= DATA LINES =

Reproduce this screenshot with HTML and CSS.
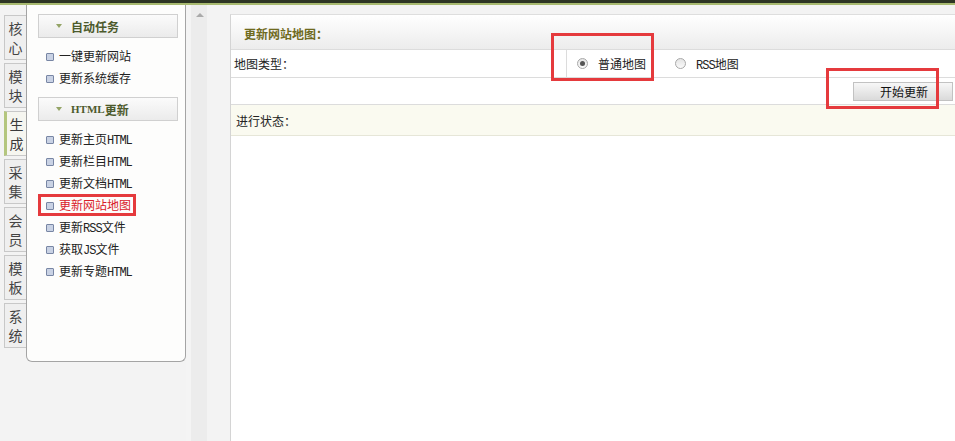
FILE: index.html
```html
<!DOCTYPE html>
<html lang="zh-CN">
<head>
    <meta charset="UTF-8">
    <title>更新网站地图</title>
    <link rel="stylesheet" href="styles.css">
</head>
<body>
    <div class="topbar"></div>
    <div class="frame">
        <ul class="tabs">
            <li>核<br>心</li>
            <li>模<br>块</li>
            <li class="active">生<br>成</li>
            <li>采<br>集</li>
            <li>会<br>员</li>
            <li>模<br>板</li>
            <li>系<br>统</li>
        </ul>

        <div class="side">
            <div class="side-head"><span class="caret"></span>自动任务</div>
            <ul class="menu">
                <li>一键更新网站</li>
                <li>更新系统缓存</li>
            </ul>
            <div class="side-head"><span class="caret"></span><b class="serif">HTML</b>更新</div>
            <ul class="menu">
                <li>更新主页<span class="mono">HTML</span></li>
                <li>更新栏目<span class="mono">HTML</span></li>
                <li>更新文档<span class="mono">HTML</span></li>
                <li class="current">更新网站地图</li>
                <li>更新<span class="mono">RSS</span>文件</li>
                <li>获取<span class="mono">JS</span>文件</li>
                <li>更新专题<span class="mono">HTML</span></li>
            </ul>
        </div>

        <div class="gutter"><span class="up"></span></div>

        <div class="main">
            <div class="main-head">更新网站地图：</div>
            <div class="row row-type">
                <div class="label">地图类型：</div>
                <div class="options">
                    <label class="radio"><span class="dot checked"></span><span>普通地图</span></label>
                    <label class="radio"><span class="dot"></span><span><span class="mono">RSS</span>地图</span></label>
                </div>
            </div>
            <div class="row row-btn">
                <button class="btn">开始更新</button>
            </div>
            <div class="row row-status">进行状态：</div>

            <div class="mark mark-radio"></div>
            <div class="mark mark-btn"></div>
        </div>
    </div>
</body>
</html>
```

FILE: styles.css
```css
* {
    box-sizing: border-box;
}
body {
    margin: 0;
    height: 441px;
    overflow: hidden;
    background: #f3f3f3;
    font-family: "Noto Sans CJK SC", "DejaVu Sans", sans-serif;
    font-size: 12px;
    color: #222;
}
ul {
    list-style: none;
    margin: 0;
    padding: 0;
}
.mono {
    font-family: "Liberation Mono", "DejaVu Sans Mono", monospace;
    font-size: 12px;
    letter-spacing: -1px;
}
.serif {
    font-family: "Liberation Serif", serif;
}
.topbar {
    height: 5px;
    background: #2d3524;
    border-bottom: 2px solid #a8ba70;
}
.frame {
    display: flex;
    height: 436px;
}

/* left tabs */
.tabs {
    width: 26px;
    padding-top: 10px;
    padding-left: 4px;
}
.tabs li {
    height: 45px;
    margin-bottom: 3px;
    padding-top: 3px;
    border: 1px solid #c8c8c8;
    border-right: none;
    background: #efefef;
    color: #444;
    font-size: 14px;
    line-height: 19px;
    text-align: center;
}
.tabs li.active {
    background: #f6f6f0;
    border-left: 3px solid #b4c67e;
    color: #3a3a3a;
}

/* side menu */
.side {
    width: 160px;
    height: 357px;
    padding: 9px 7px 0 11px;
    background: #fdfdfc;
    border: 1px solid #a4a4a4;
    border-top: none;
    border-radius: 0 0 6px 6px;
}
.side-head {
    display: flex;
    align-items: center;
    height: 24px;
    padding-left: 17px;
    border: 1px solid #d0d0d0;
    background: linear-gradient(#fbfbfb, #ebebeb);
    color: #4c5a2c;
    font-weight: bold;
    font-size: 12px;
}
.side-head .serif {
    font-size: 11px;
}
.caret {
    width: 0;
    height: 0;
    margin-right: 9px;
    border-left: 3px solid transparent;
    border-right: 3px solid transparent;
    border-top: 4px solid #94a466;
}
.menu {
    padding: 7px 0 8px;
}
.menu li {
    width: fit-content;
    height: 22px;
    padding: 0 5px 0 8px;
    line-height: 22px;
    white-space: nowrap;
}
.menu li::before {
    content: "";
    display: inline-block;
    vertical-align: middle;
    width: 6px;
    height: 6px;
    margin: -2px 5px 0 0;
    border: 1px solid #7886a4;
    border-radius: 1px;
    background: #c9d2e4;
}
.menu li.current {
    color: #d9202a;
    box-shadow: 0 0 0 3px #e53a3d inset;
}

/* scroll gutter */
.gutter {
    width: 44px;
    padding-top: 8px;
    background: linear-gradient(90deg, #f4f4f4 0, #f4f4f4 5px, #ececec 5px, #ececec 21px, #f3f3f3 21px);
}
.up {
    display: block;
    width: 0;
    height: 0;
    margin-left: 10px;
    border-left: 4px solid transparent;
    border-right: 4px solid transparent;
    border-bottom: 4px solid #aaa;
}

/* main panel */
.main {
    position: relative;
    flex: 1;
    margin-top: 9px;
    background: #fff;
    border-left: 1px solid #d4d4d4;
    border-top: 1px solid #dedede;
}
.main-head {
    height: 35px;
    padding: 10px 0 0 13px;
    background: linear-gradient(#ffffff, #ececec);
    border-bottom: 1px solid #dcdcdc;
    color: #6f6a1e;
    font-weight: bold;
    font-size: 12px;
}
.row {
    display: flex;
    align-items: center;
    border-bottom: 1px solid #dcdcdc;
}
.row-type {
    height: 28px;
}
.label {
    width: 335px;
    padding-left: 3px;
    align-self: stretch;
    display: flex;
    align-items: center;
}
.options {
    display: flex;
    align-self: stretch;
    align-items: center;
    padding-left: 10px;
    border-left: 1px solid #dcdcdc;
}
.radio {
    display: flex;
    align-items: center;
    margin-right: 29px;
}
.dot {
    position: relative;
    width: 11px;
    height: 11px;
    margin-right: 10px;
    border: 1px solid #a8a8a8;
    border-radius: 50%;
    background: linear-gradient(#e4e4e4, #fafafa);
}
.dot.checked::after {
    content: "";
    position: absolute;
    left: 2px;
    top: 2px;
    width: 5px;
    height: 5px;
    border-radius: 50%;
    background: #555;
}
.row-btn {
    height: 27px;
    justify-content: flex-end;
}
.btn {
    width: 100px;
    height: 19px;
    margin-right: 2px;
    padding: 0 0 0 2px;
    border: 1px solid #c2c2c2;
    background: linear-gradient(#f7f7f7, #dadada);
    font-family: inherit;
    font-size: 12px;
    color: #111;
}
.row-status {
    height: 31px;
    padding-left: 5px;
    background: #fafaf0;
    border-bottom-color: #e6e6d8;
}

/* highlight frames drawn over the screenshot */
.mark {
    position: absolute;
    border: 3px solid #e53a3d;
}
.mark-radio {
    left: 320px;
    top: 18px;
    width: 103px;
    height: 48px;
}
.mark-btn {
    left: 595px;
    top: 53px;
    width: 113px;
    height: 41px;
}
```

= GIVEN EXERCISE =
Without including any pictures, reproduce the listing exactly.

= RESULT OF THE EXERCISE =
Reproduce this screenshot with HTML and CSS.
FILE: index.html
```html
<!DOCTYPE html>
<html lang="zh-CN">
<head>
    <meta charset="UTF-8">
    <title>更新网站地图</title>
    <link rel="stylesheet" href="styles.css">
</head>
<body>
    <div class="topbar"></div>
    <div class="frame">
        <ul class="tabs">
            <li>核<br>心</li>
            <li>模<br>块</li>
            <li class="active">生<br>成</li>
            <li>采<br>集</li>
            <li>会<br>员</li>
            <li>模<br>板</li>
            <li>系<br>统</li>
        </ul>

        <div class="side">
            <div class="side-head"><span class="caret"></span>自动任务</div>
            <ul class="menu">
                <li>一键更新网站</li>
                <li>更新系统缓存</li>
            </ul>
            <div class="side-head"><span class="caret"></span><b class="serif">HTML</b>更新</div>
            <ul class="menu">
                <li>更新主页<span class="mono">HTML</span></li>
                <li>更新栏目<span class="mono">HTML</span></li>
                <li>更新文档<span class="mono">HTML</span></li>
                <li class="current">更新网站地图</li>
                <li>更新<span class="mono">RSS</span>文件</li>
                <li>获取<span class="mono">JS</span>文件</li>
                <li>更新专题<span class="mono">HTML</span></li>
            </ul>
        </div>

        <div class="gutter"><span class="up"></span></div>

        <div class="main">
            <div class="main-head">更新网站地图：</div>
            <div class="row row-type">
                <div class="label">地图类型：</div>
                <div class="options">
                    <label class="radio"><span class="dot checked"></span><span>普通地图</span></label>
                    <label class="radio"><span class="dot"></span><span><span class="mono">RSS</span>地图</span></label>
                </div>
            </div>
            <div class="row row-btn">
                <button class="btn">开始更新</button>
            </div>
            <div class="row row-status">进行状态：</div>

            <div class="mark mark-radio"></div>
            <div class="mark mark-btn"></div>
        </div>
    </div>
</body>
</html>
```

FILE: styles.css
```css
* {
    box-sizing: border-box;
}
body {
    margin: 0;
    height: 441px;
    overflow: hidden;
    background: #f3f3f3;
    font-family: "Noto Sans CJK SC", "DejaVu Sans", sans-serif;
    font-size: 12px;
    color: #222;
}
ul {
    list-style: none;
    margin: 0;
    padding: 0;
}
.mono {
    font-family: "Liberation Mono", "DejaVu Sans Mono", monospace;
    font-size: 12px;
    letter-spacing: -1px;
}
.serif {
    font-family: "Liberation Serif", serif;
}
.topbar {
    height: 5px;
    background: #2d3524;
    border-bottom: 2px solid #a8ba70;
}
.frame {
    display: flex;
    height: 436px;
}

/* left tabs */
.tabs {
    width: 26px;
    padding-top: 10px;
    padding-left: 4px;
}
.tabs li {
    height: 45px;
    margin-bottom: 3px;
    padding-top: 3px;
    border: 1px solid #c8c8c8;
    border-right: none;
    background: #efefef;
    color: #444;
    font-size: 14px;
    line-height: 19px;
    text-align: center;
}
.tabs li.active {
    background: #f6f6f0;
    border-left: 3px solid #b4c67e;
    color: #3a3a3a;
}

/* side menu */
.side {
    width: 160px;
    height: 357px;
    padding: 9px 7px 0 11px;
    background: #fdfdfc;
    border: 1px solid #a4a4a4;
    border-top: none;
    border-radius: 0 0 6px 6px;
}
.side-head {
    display: flex;
    align-items: center;
    height: 24px;
    padding-left: 17px;
    border: 1px solid #d0d0d0;
    background: linear-gradient(#fbfbfb, #ebebeb);
    color: #4c5a2c;
    font-weight: bold;
    font-size: 12px;
}
.side-head .serif {
    font-size: 11px;
}
.caret {
    width: 0;
    height: 0;
    margin-right: 9px;
    border-left: 3px solid transparent;
    border-right: 3px solid transparent;
    border-top: 4px solid #94a466;
}
.menu {
    padding: 7px 0 8px;
}
.menu li {
    width: fit-content;
    height: 22px;
    padding: 0 5px 0 8px;
    line-height: 22px;
    white-space: nowrap;
}
.menu li::before {
    content: "";
    display: inline-block;
    vertical-align: middle;
    width: 6px;
    height: 6px;
    margin: -2px 5px 0 0;
    border: 1px solid #7886a4;
    border-radius: 1px;
    background: #c9d2e4;
}
.menu li.current {
    color: #d9202a;
    box-shadow: 0 0 0 3px #e53a3d inset;
}

/* scroll gutter */
.gutter {
    width: 44px;
    padding-top: 8px;
    background: linear-gradient(90deg, #f4f4f4 0, #f4f4f4 5px, #ececec 5px, #ececec 21px, #f3f3f3 21px);
}
.up {
    display: block;
    width: 0;
    height: 0;
    margin-left: 10px;
    border-left: 4px solid transparent;
    border-right: 4px solid transparent;
    border-bottom: 4px solid #aaa;
}

/* main panel */
.main {
    position: relative;
    flex: 1;
    margin-top: 9px;
    background: #fff;
    border-left: 1px solid #d4d4d4;
    border-top: 1px solid #dedede;
}
.main-head {
    height: 35px;
    padding: 10px 0 0 13px;
    background: linear-gradient(#ffffff, #ececec);
    border-bottom: 1px solid #dcdcdc;
    color: #6f6a1e;
    font-weight: bold;
    font-size: 12px;
}
.row {
    display: flex;
    align-items: center;
    border-bottom: 1px solid #dcdcdc;
}
.row-type {
    height: 28px;
}
.label {
    width: 335px;
    padding-left: 3px;
    align-self: stretch;
    display: flex;
    align-items: center;
}
.options {
    display: flex;
    align-self: stretch;
    align-items: center;
    padding-left: 10px;
    border-left: 1px solid #dcdcdc;
}
.radio {
    display: flex;
    align-items: center;
    margin-right: 29px;
}
.dot {
    position: relative;
    width: 11px;
    height: 11px;
    margin-right: 10px;
    border: 1px solid #a8a8a8;
    border-radius: 50%;
    background: linear-gradient(#e4e4e4, #fafafa);
}
.dot.checked::after {
    content: "";
    position: absolute;
    left: 2px;
    top: 2px;
    width: 5px;
    height: 5px;
    border-radius: 50%;
    background: #555;
}
.row-btn {
    height: 27px;
    justify-content: flex-end;
}
.btn {
    width: 100px;
    height: 19px;
    margin-right: 2px;
    padding: 0 0 0 2px;
    border: 1px solid #c2c2c2;
    background: linear-gradient(#f7f7f7, #dadada);
    font-family: inherit;
    font-size: 12px;
    color: #111;
}
.row-status {
    height: 31px;
    padding-left: 5px;
    background: #fafaf0;
    border-bottom-color: #e6e6d8;
}

/* highlight frames drawn over the screenshot */
.mark {
    position: absolute;
    border: 3px solid #e53a3d;
}
.mark-radio {
    left: 320px;
    top: 18px;
    width: 103px;
    height: 48px;
}
.mark-btn {
    left: 595px;
    top: 53px;
    width: 113px;
    height: 41px;
}
```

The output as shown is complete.